The Transformer's ``patch_size`` is deliberately *not* scaled by
layout: a learned positional embedding sizes itself to whatever token
count the patch embedding produces, so the same ``patch_size=4`` works
across bin widths and trimmed m/z ranges.

Per-block configurability
-------------------------

For reviewer-driven ablations, :class:`~maldideepkit.MaldiCNNClassifier`
accepts a scalar *or* a per-block tuple for both ``kernel_size`` and
``pool_size``:

.. code-block:: python

   # Scalar: broadcast to every block
   MaldiCNNClassifier(channels=(32, 64, 128, 128), kernel_size=7)

   # Tuple: per-block progression
   MaldiCNNClassifier(
       channels=(32, 64, 128, 128),
       kernel_size=(11, 7, 5, 3),
       pool_size=(2, 2, 2, 4),
   )

:class:`~maldideepkit.MaldiResNetClassifier` exposes
``stem_kernel_size``, ``stem_stride``, ``block_kernel_size``, and
``use_stem_pool`` as explicit keyword arguments.
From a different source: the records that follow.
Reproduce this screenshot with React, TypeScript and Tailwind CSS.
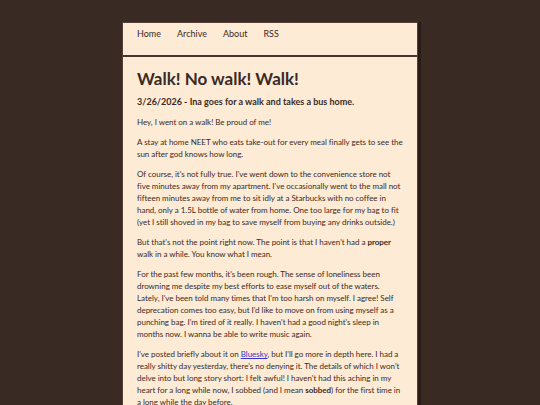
import React from 'react';

const navItems = ['Home', 'Archive', 'About', 'RSS'];

export default function App() {
  return (
    <div
      className="min-h-[405px] bg-[#3a2a24] pt-[22px] text-[#3b2a23]"
      style={{ fontFamily: 'Lato, "Open Sans", sans-serif' }}
    >
      <div className="mx-auto w-[296px] border border-[#5a3f36] bg-[#fdebd6] shadow-[3px_0_0_#281c18]">
        <nav className="flex gap-[16px] border-b-2 border-[#4a3530] px-[14px] pt-[5px] pb-[15px] text-[9px] leading-[12px]">
          {navItems.map((item) => (
            <a key={item} href="#" className="text-[#3b2a23]">
              {item}
            </a>
          ))}
        </nav>
        <main className="px-[14px] pt-[11px]">
          <h1 className="text-[17px] font-bold leading-[22px]">Walk! No walk! Walk!</h1>
          <h2 className="mt-[5px] text-[9px] font-bold leading-[14px]">
            3/26/2026 - Ina goes for a walk and takes a bus home.
          </h2>
          <div className="mt-[7px] space-y-[8px] text-[8px] leading-[12px] tracking-[-0.03px]">
            <p>Hey, I went on a walk! Be proud of me!</p>
            <p>
              A stay at home NEET who eats take-out for every meal finally gets to see the sun after god
              knows how long.
            </p>
            <p>
              Of course, it's not fully true. I've went down to the convenience store not five minutes away
              from my apartment. I've occasionally went to the mall not fifteen minutes away from me to sit
              idly at a Starbucks with no coffee in hand, only a 1.5L bottle of water from home. One too large
              for my bag to fit (yet I still shoved in my bag to save myself from buying any drinks outside.)
            </p>
            <p>
              But that's not the point right now. The point is that I haven't had a <b>proper</b> walk in a
              while. You know what I mean.
            </p>
            <p>
              For the past few months, it's been rough. The sense of loneliness been drowning me despite my
              best efforts to ease myself out of the waters. Lately, I've been told many times that I'm too
              harsh on myself. I agree! Self deprecation comes too easy, but I'd like to move on from using
              myself as a punching bag. I'm tired of it really. I haven't had a good night's sleep in months
              now. I wanna be able to write music again.
            </p>
            <p>
              I've posted briefly about it on{' '}
              <a href="#" className="text-[#3535d0] underline">
                Bluesky
              </a>
              , but I'll go more in depth here. I had a really shitty day yesterday, there's no denying it.
              The details of which I won't delve into but long story short: I felt awful! I haven't had this
              aching in my heart for a long while now, I sobbed (and I mean <b>sobbed</b>) for the first time
              in a long while the day before.
            </p>
          </div>
        </main>
      </div>
    </div>
  );
}
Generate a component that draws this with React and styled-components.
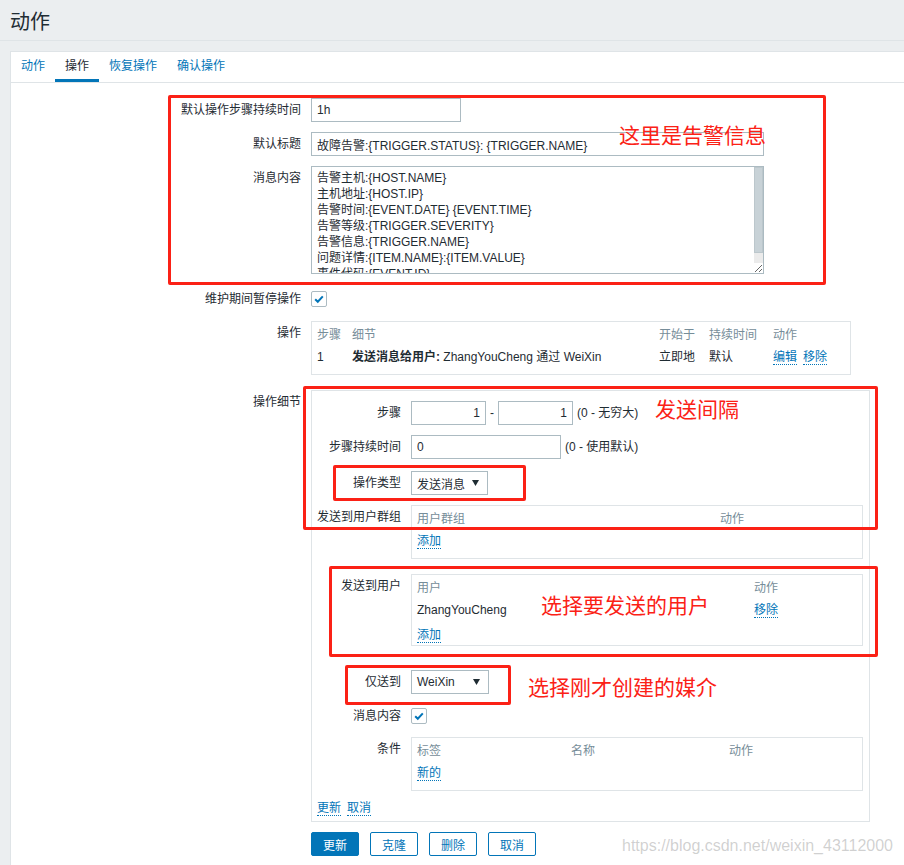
import React from "react";
import styled, { createGlobalStyle } from "styled-components";

const GlobalStyle = createGlobalStyle`
  body {
    margin: 0;
    background: #ebeef0;
    font-family: "Liberation Sans", "Noto Sans CJK SC", sans-serif;
    font-size: 12px;
    color: #1f2c33;
  }
  * { box-sizing: border-box; }
`;

const Page = styled.div`
  position: relative;
  min-height: 100vh;
  display: flex;
  flex-direction: column;
`;

const Header = styled.header`
  height: 41px;
  padding: 0 10px;
  border-bottom: 1px solid #dfe4e7;
  display: flex;
  align-items: center;
`;

const Title = styled.h1`
  margin: 0;
  font-size: 20px;
  font-weight: normal;
  color: #1f2c33;
`;

const Panel = styled.div`
  flex: 1;
  margin: 10px 0 0 10px;
  background: #fff;
  border: 1px solid #dfe4e7;
  border-right: none;
  border-bottom: none;
`;

const TabBar = styled.div`
  display: flex;
  border-bottom: 1px solid #dfe4e7;
`;

const Tab = styled.div`
  padding: 0 10px;
  height: 30px;
  line-height: 29px;
  border-bottom: 3px solid ${(p) => (p.$active ? "#0275b8" : "transparent")};
  color: ${(p) => (p.$active ? "#1f2c33" : "#0275b8")};
`;

const Form = styled.div`
  padding: 15px 0 10px;
`;

const Row = styled.div`
  display: grid;
  grid-template-columns: ${(p) => p.$label}px 1fr;
  column-gap: 10px;
  margin-top: ${(p) => p.$top}px;
`;

const Label = styled.div`
  text-align: right;
  line-height: 24px;
  white-space: nowrap;
`;

const Field = styled.div`
  display: flex;
  align-items: flex-start;
  gap: 4px;
  min-height: 24px;
`;

const Input = styled.input`
  width: ${(p) => p.$w}px;
  height: 24px;
  padding: 0 5px;
  border: 1px solid #acbbc2;
  background: #fff;
  font: inherit;
  color: #1f2c33;
  text-align: ${(p) => p.$align || "left"};
  outline: none;
`;

const TextWrap = styled.div`
  position: relative;
  width: 453px;
  height: 108px;
`;

const TextArea = styled.textarea`
  display: block;
  width: 100%;
  height: 100%;
  padding: 3px 15px 3px 5px;
  border: 1px solid #acbbc2;
  font: inherit;
  line-height: 16px;
  color: #1f2c33;
  resize: vertical;
  overflow: hidden;
  outline: none;
`;

/* the textarea's scrollbar, drawn over its right edge */
const ScrollTrack = styled.div`
  position: absolute;
  top: 1px;
  right: 1px;
  bottom: 11px;
  width: 9px;
  background: #ebebeb;
  pointer-events: none;
`;

const ScrollThumb = styled.div`
  height: 86px;
  background: #c8d2d7;
  border: 1px solid #bcc7cc;
`;

const Hint = styled.span`
  line-height: 24px;
  white-space: nowrap;
`;

const CheckBox = styled.span`
  display: inline-flex;
  align-items: center;
  justify-content: center;
  width: 16px;
  height: 16px;
  margin-top: 4px;
  border: 1px solid #acbbc2;
  border-radius: 2px;
  background: #fff;
`;

const Select = styled.div`
  display: flex;
  align-items: center;
  justify-content: space-between;
  width: ${(p) => p.$w}px;
  height: 24px;
  padding: 0 8px 0 5px;
  border: 1px solid #acbbc2;
  background: #fff;
`;

const Link = styled.a`
  color: #0275b8;
  text-decoration: none;
  border-bottom: 1px dotted #0275b8;
  margin-right: ${(p) => p.$gap || 0}px;
`;

const SubTable = styled.div`
  width: ${(p) => p.$w}px;
  border: 1px solid #dfe4e7;
  padding: 2px 5px ${(p) => (p.$pb === undefined ? 6 : p.$pb)}px;
  display: grid;
  grid-template-columns: ${(p) => p.$cols};
`;

const Th = styled.div`
  line-height: 22px;
  color: #768d99;
  white-space: nowrap;
`;

const Td = styled.div`
  line-height: ${(p) => p.$lh || 22}px;
  white-space: nowrap;
  grid-column: ${(p) => p.$span || "auto"};
  padding-top: ${(p) => p.$pt || 0}px;
`;

const DetailBox = styled.div`
  width: 559px;
  border: 1px solid #dfe4e7;
  padding: 10px 6px 2px 5px;
`;

const Footer = styled.div`
  margin-top: 6px;
  line-height: 22px;
`;

const Buttons = styled.div`
  display: flex;
  gap: 11px;
`;

const Button = styled.button`
  height: 24px;
  padding: 0 11px;
  border: 1px solid #0275b8;
  border-radius: 2px;
  font: inherit;
  background: ${(p) => (p.$primary ? "#0275b8" : "#fff")};
  color: ${(p) => (p.$primary ? "#fff" : "#0275b8")};
`;

/* red annotations drawn over the screenshot */
const Mark = styled.div`
  position: absolute;
  border: 3px solid #fb2116;
  border-radius: 2px;
  pointer-events: none;
`;

const Note = styled.div`
  position: absolute;
  color: #fb2116;
  font-family: "Noto Sans CJK SC", sans-serif;
  font-size: 21px;
  line-height: 22px;
  white-space: nowrap;
`;

const Watermark = styled.div`
  position: absolute;
  left: 622px;
  top: 837px;
  font-family: "Liberation Sans", sans-serif;
  font-size: 16px;
  color: rgba(120, 120, 120, 0.35);
  white-space: nowrap;
`;

const Tick = () => (
  <CheckBox>
    <svg width="12" height="12" viewBox="0 0 12 12">
      <path d="M2.2 6.2 L4.8 8.8 L9.8 3.4" fill="none" stroke="#0275b8" strokeWidth="2" />
    </svg>
  </CheckBox>
);

const Arrow = () => (
  <svg width="7" height="6" viewBox="0 0 7 6">
    <path d="M0 0 H7 L3.5 6 Z" fill="#1f2c33" />
  </svg>
);

const message = [
  "告警主机:{HOST.NAME}",
  "主机地址:{HOST.IP}",
  "告警时间:{EVENT.DATE} {EVENT.TIME}",
  "告警等级:{TRIGGER.SEVERITY}",
  "告警信息:{TRIGGER.NAME}",
  "问题详情:{ITEM.NAME}:{ITEM.VALUE}",
  "事件代码:{EVENT.ID}",
].join("\n");

const marks = [
  { left: 168, top: 95, width: 658, height: 190 },
  { left: 303, top: 386, width: 575, height: 144 },
  { left: 333, top: 465, width: 193, height: 36 },
  { left: 329, top: 566, width: 549, height: 91 },
  { left: 345, top: 665, width: 166, height: 40 },
];

const notes = [
  { left: 619, top: 123, text: "这里是告警信息" },
  { left: 655, top: 397, text: "发送间隔" },
  { left: 541, top: 593, text: "选择要发送的用户" },
  { left: 528, top: 675, text: "选择刚才创建的媒介" },
];

function OperationDetails() {
  return (
    <DetailBox>
      <Row $label={84} $top={0}>
        <Label>步骤</Label>
        <Field>
          <Input $w={75} $align="right" defaultValue="1" />
          <Hint>-</Hint>
          <Input $w={75} $align="right" defaultValue="1" />
          <Hint>(0 - 无穷大)</Hint>
        </Field>
      </Row>
      <Row $label={84} $top={10}>
        <Label>步骤持续时间</Label>
        <Field>
          <Input $w={150} defaultValue="0" />
          <Hint>(0 - 使用默认)</Hint>
        </Field>
      </Row>
      <Row $label={84} $top={12}>
        <Label>操作类型</Label>
        <Field>
          <Select $w={77}>
            <span>发送消息</span>
            <Arrow />
          </Select>
        </Field>
      </Row>
      <Row $label={84} $top={10}>
        <Label>发送到用户群组</Label>
        <SubTable $w={452} $cols="303px 1fr">
          <Th>用户群组</Th>
          <Th>动作</Th>
          <Td $span="1 / -1">
            <Link>添加</Link>
          </Td>
        </SubTable>
      </Row>
      <Row $label={84} $top={15}>
        <Label>发送到用户</Label>
        <SubTable $w={452} $cols="337px 1fr" $pb={1}>
          <Th>用户</Th>
          <Th>动作</Th>
          <Td>ZhangYouCheng</Td>
          <Td>
            <Link>移除</Link>
          </Td>
          <Td $span="1 / -1" $pt={5} $lh={18}>
            <Link>添加</Link>
          </Td>
        </SubTable>
      </Row>
      <Row $label={84} $top={24}>
        <Label>仅送到</Label>
        <Field>
          <Select $w={78}>
            <span>WeiXin</span>
            <Arrow />
          </Select>
        </Field>
      </Row>
      <Row $label={84} $top={10}>
        <Label>消息内容</Label>
        <Field>
          <Tick />
        </Field>
      </Row>
      <Row $label={84} $top={9}>
        <Label>条件</Label>
        <SubTable $w={452} $cols="154px 158px 1fr">
          <Th>标签</Th>
          <Th>名称</Th>
          <Th>动作</Th>
          <Td $span="1 / -1">
            <Link>新的</Link>
          </Td>
        </SubTable>
      </Row>
      <Footer>
        <Link $gap={6}>更新</Link>
        <Link>取消</Link>
      </Footer>
    </DetailBox>
  );
}

export default function App() {
  return (
    <Page>
      <GlobalStyle />
      <Header>
        <Title>动作</Title>
      </Header>
      <Panel>
        <TabBar>
          <Tab>动作</Tab>
          <Tab $active>操作</Tab>
          <Tab>恢复操作</Tab>
          <Tab>确认操作</Tab>
        </TabBar>
        <Form>
          <Row $label={290} $top={0}>
            <Label>默认操作步骤持续时间</Label>
            <Field>
              <Input $w={150} defaultValue="1h" />
            </Field>
          </Row>
          <Row $label={290} $top={10}>
            <Label>默认标题</Label>
            <Field>
              <Input $w={453} defaultValue="故障告警:{TRIGGER.STATUS}: {TRIGGER.NAME}" />
            </Field>
          </Row>
          <Row $label={290} $top={10}>
            <Label>消息内容</Label>
            <Field>
              <TextWrap>
                <TextArea readOnly value={message} />
                <ScrollTrack>
                  <ScrollThumb />
                </ScrollTrack>
              </TextWrap>
            </Field>
          </Row>
          <Row $label={290} $top={13}>
            <Label>维护期间暂停操作</Label>
            <Field>
              <Tick />
            </Field>
          </Row>
          <Row $label={290} $top={10}>
            <Label>操作</Label>
            <SubTable $w={540} $cols="35px 307px 50px 64px 1fr">
              <Th>步骤</Th>
              <Th>细节</Th>
              <Th>开始于</Th>
              <Th>持续时间</Th>
              <Th>动作</Th>
              <Td>1</Td>
              <Td>
                <b>发送消息给用户:</b> ZhangYouCheng 通过 WeiXin
              </Td>
              <Td>立即地</Td>
              <Td>默认</Td>
              <Td>
                <Link $gap={6}>编辑</Link>
                <Link>移除</Link>
              </Td>
            </SubTable>
          </Row>
          <Row $label={290} $top={15}>
            <Label>操作细节</Label>
            <OperationDetails />
          </Row>
          <Row $label={290} $top={10}>
            <div />
            <Buttons>
              <Button $primary>更新</Button>
              <Button>克隆</Button>
              <Button>删除</Button>
              <Button>取消</Button>
            </Buttons>
          </Row>
        </Form>
      </Panel>
      {marks.map((m, i) => (
        <Mark key={i} style={{ left: m.left, top: m.top, width: m.width, height: m.height }} />
      ))}
      {notes.map((n, i) => (
        <Note key={i} style={{ left: n.left, top: n.top }}>
          {n.text}
        </Note>
      ))}
      <Watermark>https://blog.csdn.net/weixin_43112000</Watermark>
    </Page>
  );
}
Defaults are
peak-friendly for MALDI-TOF (``stem_stride=1``, ``block_kernel_size=7``,
``use_stem_pool=False``) and deviate from the literal ResNet-18
backbone. To reproduce the literal configuration, set
``stem_stride=2``, ``block_kernel_size=3``, ``use_stem_pool=True``.

Input-dim sensitivity of the flat dense head
--------------------------------------------

Only :class:`~maldideepkit.MaldiCNNClassifier` has a flat dense head
whose input width scales linearly with ``input_dim``. Given four
``pool_size=2`` blocks and ``channels[-1]=128``, the flat head width is
``128 * input_dim / 16``. For ``input_dim=6000`` this is already
48,000 units; at ``input_dim=18000`` it grows to 144,000. If this
matters, prefer :class:`~maldideepkit.MaldiResNetClassifier` or
:class:`~maldideepkit.MaldiTransformerClassifier` - both use a pooled
head whose width is independent of ``input_dim``.